### Stated problem
Beginning with the first line, set down every line through the one containing "string; icon: React.ReactNode", exactly as it appears, but not the pictures.

------------------------

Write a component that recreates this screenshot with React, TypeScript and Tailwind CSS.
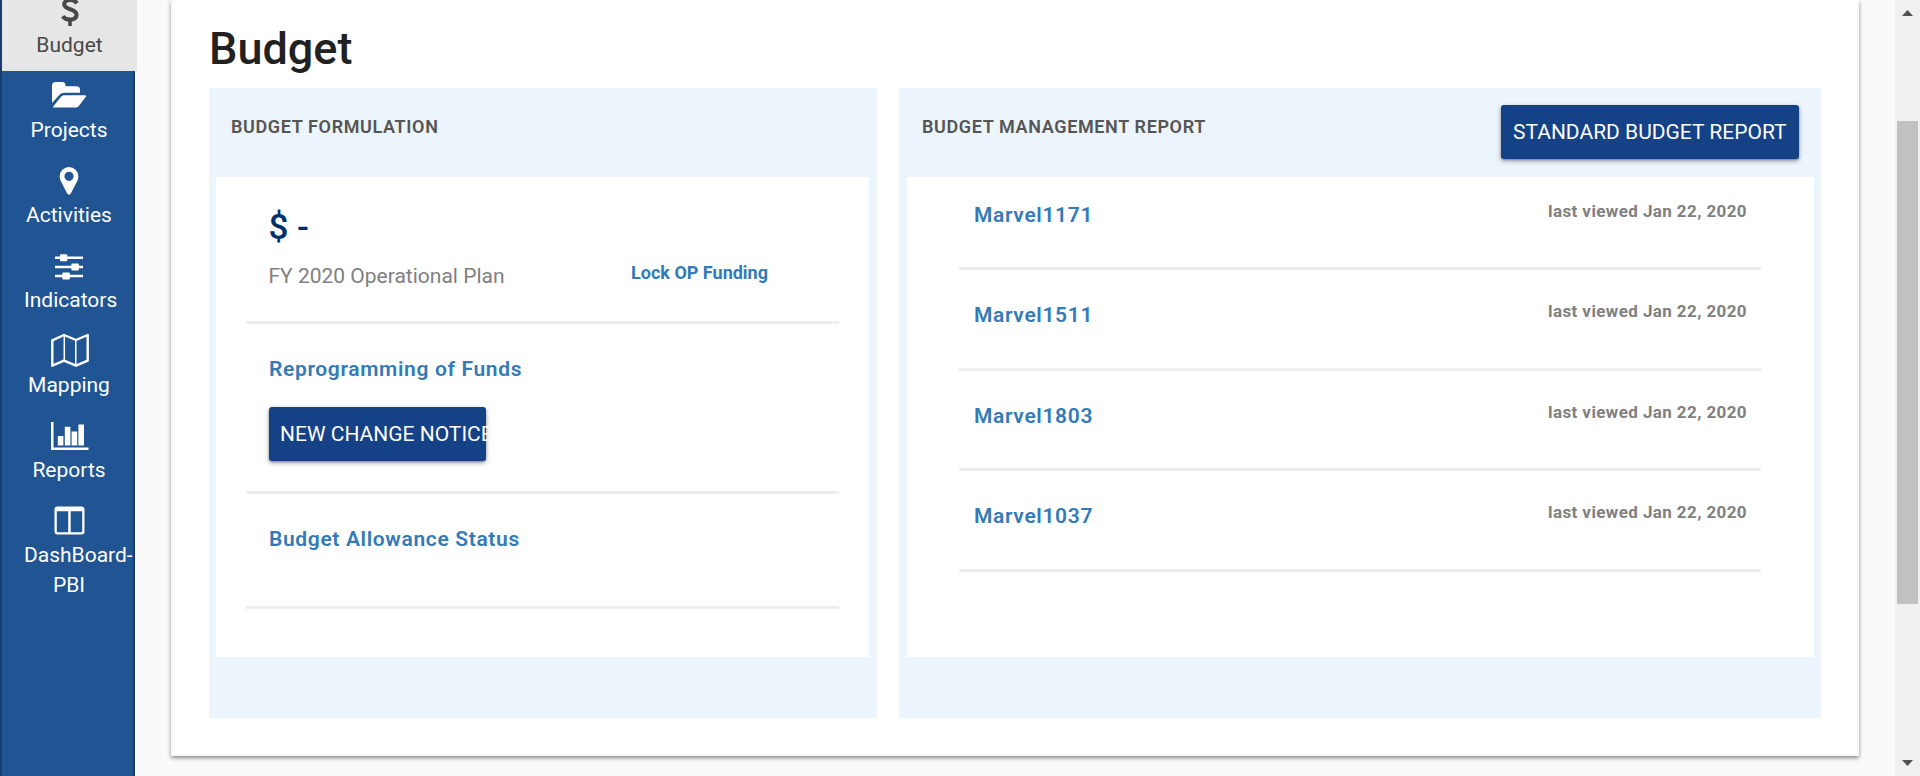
import React from "react";

type Item = { label: string; icon: React.ReactNode };

const items: Item[] = [
  {
    label: "Projects",
    icon: (
      <svg width="36" height="28" viewBox="0 0 36 28" fill="currentColor">
        <path d="M1 22V4.500a3.500 3.500 0 0 1 3.500-3.500h6.500a3.500 3.500 0 0 1 3.500 3.500v.8h11a3.500 3.500 0 0 1 3.500 3.500v3H13.500c-2 0-3.800.8-5.200 2.300L1 22z" />
        <path d="M2.800 26.500c-.8 0-1-.6-.4-1.300l7.400-9.300c.9-1 2.400-1.700 3.700-1.700h20.300c1.300 0 1.700.8.9 1.800l-7 8.900c-.8 1-2.300 1.600-3.600 1.600z" />
      </svg>
    ),
  },
  {
    label: "Activities",
    icon: (
      <svg className="mt-px" width="20" height="30" viewBox="0 0 20 30" fill="currentColor" fillRule="evenodd">
        <path d="M10 1a9.300 9.300 0 0 1 9.300 9.400c0 1.400-.2 2.800-.8 4L11.800 27.600a2 2 0 0 1-3.600 0L1.500 14.400c-.6-1.200-.8-2.600-.8-4A9.300 9.300 0 0 1 10 1zm0 4.700a4.600 4.600 0 1 0 0 9.200 4.600 4.600 0 0 0 0-9.200z" />
      </svg>
    ),
  },
  {
    label: "Indicators",
    icon: (
      <svg className="mt-[3px]" width="28" height="26" viewBox="0 0 28 26" fill="currentColor">
        <path d="M0 2.500h28v2.500H0zM0 11.700h28v2.500H0zM0 20.800h28v2.500H0z" />
        <rect x="5" y="0.200" width="7.300" height="7" rx="1" />
        <rect x="16.400" y="9.400" width="7.500" height="7" rx="1" />
        <rect x="7.400" y="18.500" width="7.500" height="7" rx="1" />
      </svg>
    ),
  },
  {
    label: "Mapping",
    icon: (
      <svg className="ml-px" width="38" height="34" viewBox="0 0 38 34" fill="none" stroke="currentColor">
        <path d="M1.300 7.300L13 2l12 5 11.700-5v25.700L25 32.700l-12-5-11.700 5z" strokeWidth="2.400" strokeLinejoin="round" />
        <path d="M13.300 2v25.700M24.800 7v25.700" strokeWidth="1.500" />
      </svg>
    ),
  },
  {
    label: "Reports",
    icon: (
      <svg className="mt-px ml-px" width="38" height="28" viewBox="0 0 38 28" fill="currentColor">
        <path d="M0 0h2.500v25.500H37.500V28H0zM6.800 14h5.600v9.600H6.800zM13.800 4.700h5.600v18.900h-5.600zM20.600 9.500h5.600v14.100h-5.600zM27.400 2.600H33v21h-5.600z" />
      </svg>
    ),
  },
  {
    label: "DashBoard-PBI",
    icon: (
      <svg width="31" height="29" viewBox="0 0 31 29" fill="currentColor" fillRule="evenodd">
        <path d="M3.500.5h24a3 3 0 0 1 3 3v22a3 3 0 0 1-3 3h-24a3 3 0 0 1-3-3v-22a3 3 0 0 1 3-3zM2.800 5.300v20.200l.7.800h10.700v-21zM16.700 5.300v21h10.800l.7-.8V5.300z" />
      </svg>
    ),
  },
];

const reports = ["Marvel1171", "Marvel1511", "Marvel1803", "Marvel1037"];

const btn =
  "h-[54px] rounded-[3px] bg-[#154187] pt-[2px] text-left text-[21px] whitespace-nowrap text-white shadow-[0_2px_5px_rgba(0,0,0,0.35),0_1px_2px_rgba(0,0,0,0.25)]";

const link = "text-[21px] leading-[30px] font-semibold tracking-[0.65px] text-[#337ab7]";

const heading = "pt-[26px] text-[18px] leading-[26px] font-semibold tracking-[0.63px] text-[#555]";

export default function App() {
  return (
    <div className="flex h-[776px] w-[1920px] overflow-hidden bg-[#fafafa] font-['Roboto',sans-serif]">
      <nav className="h-full w-[135px] shrink-0 border-x-2 border-[#193c6c] bg-[#205493] text-center text-[21px] leading-[30px] text-white">
        <div className="flex h-[71px] w-[135px] flex-col items-center bg-[#e6e6e6] text-[#484848]">
          <div className="flex h-[30px] w-[134px] items-end justify-center pb-[4px]">
            <svg className="shrink-0" width="18" height="32" viewBox="0 0 18 32" fill="none" stroke="currentColor" strokeWidth="4.200">
              <path d="M16 9.300C14.600 7.300 12 6 9.200 6 5.600 6 3.200 7.800 3.200 10.300c0 6 12.400 3.900 12.400 10.500 0 3-2.600 4.900-6.500 4.900-3.200 0-5.800-1.300-7.400-3.400" />
              <path d="M9 0v6M9 26v6" strokeWidth="3.600" />
            </svg>
          </div>
          <span>Budget</span>
        </div>
        {items.map((it) => (
          <div key={it.label} className="flex h-[85px] w-[134px] flex-col items-center">
            <div className="flex h-[44px] shrink-0 items-center justify-center pt-1">{it.icon}</div>
            <span className="w-[90px]">{it.label}</span>
          </div>
        ))}
      </nav>

      <main className="ml-[36px] h-[756px] w-[1688px] shrink-0 border-x-2 border-b-2 border-[#f8f8f8] bg-white px-[36px] shadow-[0_2px_4px_rgba(0,0,0,0.45)]">
        <h1 className="h-[88px] pt-[21px] text-[45px] leading-[56px] font-medium text-[#212121]">Budget</h1>
        <div className="flex gap-[22px]">
          <section className="h-[630px] w-[668px] bg-[#ecf4fc] pr-2 pl-[7px]">
            <div className="h-[89px] pl-[15px]">
              <h2 className={heading}>BUDGET FORMULATION</h2>
            </div>
            <div className="h-[480px] bg-white pr-[30px] pl-[30px]">
              <div className="flex h-[147px] justify-between border-b-[3px] border-[#eee] pr-[71px] pl-[22.500px]">
                <div>
                  <div className="pt-[30px] text-[35px] leading-[42px] font-medium text-[#002f6c]">$ -</div>
                  <div className="pt-[12px] text-[21px] leading-[30px] text-[#808080]">FY 2020 Operational Plan</div>
                </div>
                <div className="pt-[83px] text-[18px] leading-[26px] font-bold text-[#337ab7]">Lock OP Funding</div>
              </div>
              <div className="h-[170px] border-b-[3px] border-[#eee] pt-[30px] pl-[23px]">
                <div className={link}>Reprogramming of Funds</div>
                <button className={btn + " mt-[23px] block w-[217px] pl-[11px]"}>NEW CHANGE NOTICE</button>
              </div>
              <div className="h-[115px] border-b-[3px] border-[#eee] pt-[30px] pl-[23px]">
                <div className={link}>Budget Allowance Status</div>
              </div>
            </div>
          </section>

          <section className="h-[630px] w-[922px] bg-[#ecf4fc] pr-[7px] pl-2">
            <div className="flex h-[89px] justify-between pr-[15px] pl-[15px]">
              <h2 className={heading}>BUDGET MANAGEMENT REPORT</h2>
              <button className={btn + " mt-[17px] w-[298px] pl-[12px]"}>STANDARD BUDGET REPORT</button>
            </div>
            <div className="h-[480px] bg-white pr-[53px] pl-[52px]">
              {reports.map((r, i) => (
                <div
                  key={r}
                  className={
                    (i === 0 ? "h-[93px] pt-[23px]" : "h-[100.700px] pt-[30px]") +
                    " flex justify-between border-b-[3px] border-[#eee] pr-[14px] pl-[15px]"
                  }
                >
                  <span className={link}>{r}</span>
                  <span className="text-[17px] leading-[22px] font-bold tracking-[0.4px] text-[#808080]">last viewed Jan 22, 2020</span>
                </div>
              ))}
            </div>
          </section>
        </div>
      </main>

      <div className="ml-auto flex h-full w-[25px] flex-col items-center bg-[#f0f0f0]">
        <div className="flex h-[121px] items-start pt-[10px]">
          <svg width="11" height="6" viewBox="0 0 11 6" fill="#505050">
            <path d="M5.500 0L11 6H0z" />
          </svg>
        </div>
        <div className="h-[483px] w-[21px] bg-[#c1c1c1]" />
        <svg className="mt-auto mb-[10px]" width="11" height="6" viewBox="0 0 11 6" fill="#505050">
          <path d="M5.500 6L11 0H0z" />
        </svg>
      </div>
    </div>
  );
}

------------------------

### Solution
Write a component that recreates this screenshot with React, TypeScript and Tailwind CSS.
import React from "react";

type Item = { label: string; icon: React.ReactNode };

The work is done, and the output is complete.